Speculation is growing that Leonid Brezhnev, who has ruled the Soviet Union for the past two decades, has died. Suspicions that a senior Communist party figure had died were fuelled by a sudden change of the television schedules on Wednesday evening.
Light entertainment programs were replaced by somber documentaries about the Russian revolution and the Second World War. Newsreaders on the main evening news bulletin dressed in black but made no announcement of any death.
Mr Brezhnev was last seen in public on Sunday at the traditional Red Square parade in Moscow to mark the anniversary of the 1917 revolution. The 75-year-old leader had not looked well for several years but there was no indication of his imminent death.
Mr Brezhnev’s failure to sign a public message of congratulations to Angola’s president on Wednesday – Angola’s national day – has fuelled belief he is dead. The Soviet leader normally signs messages to all “friendly” heads of states so the absence of his signature represents a previously unheard of breach of protocol.
If he has indeed died it will mark the end of an era for the Soviet Union.

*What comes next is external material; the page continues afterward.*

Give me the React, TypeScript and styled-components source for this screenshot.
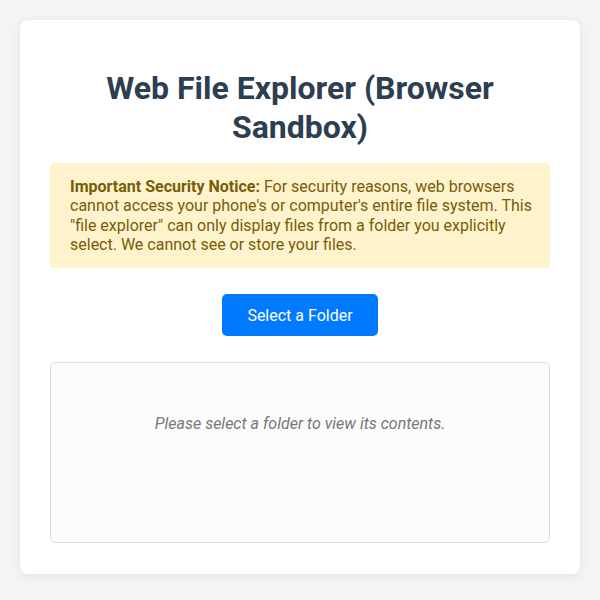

Leonid Brezhnev ousted Russia’s former leader, Nikita Khrushchev, in a coup in 1964. He has since been in undisputed control of USSR and its 260 million people.
His control of the fates of another 120 million people in eastern-bloc Communist states was famously demonstrated by the crushing of an attempt to liberalise Czechoslovakia in 1968.
Despite his declining health his grip on power has never weakened and he has outlasted five American presidents. The delay in confirmation of Mr Brezhnev’s death may mean his successor has not yet been chosen.
Commentators say the most likely candidate is Mr Brezhnev’s closest colleague, Konstantin Chernenko.
Courtesy BBC News
In context
The following day an official announcement was made of Leonid Brezhnev’s death. He had died of a heart attack early on Wednesday morning.
After five days of national mourning he was given a state funeral and buried in the Kremlin in Red Square.
Leonid Brezhnev was succeeded by another Communist hardliner, Yuri Andropov, the former head of the secret police.
In March 1985 Mikhail Gorbachev became leader of the Soviet Union.
He immediately began a policy of “glasnost” and “perestroika” – openness and restructuring.
Less than a decade later, in 1991, the Soviet Union was consigned to history when the Congress of People’s Deputies voted for its dissolution.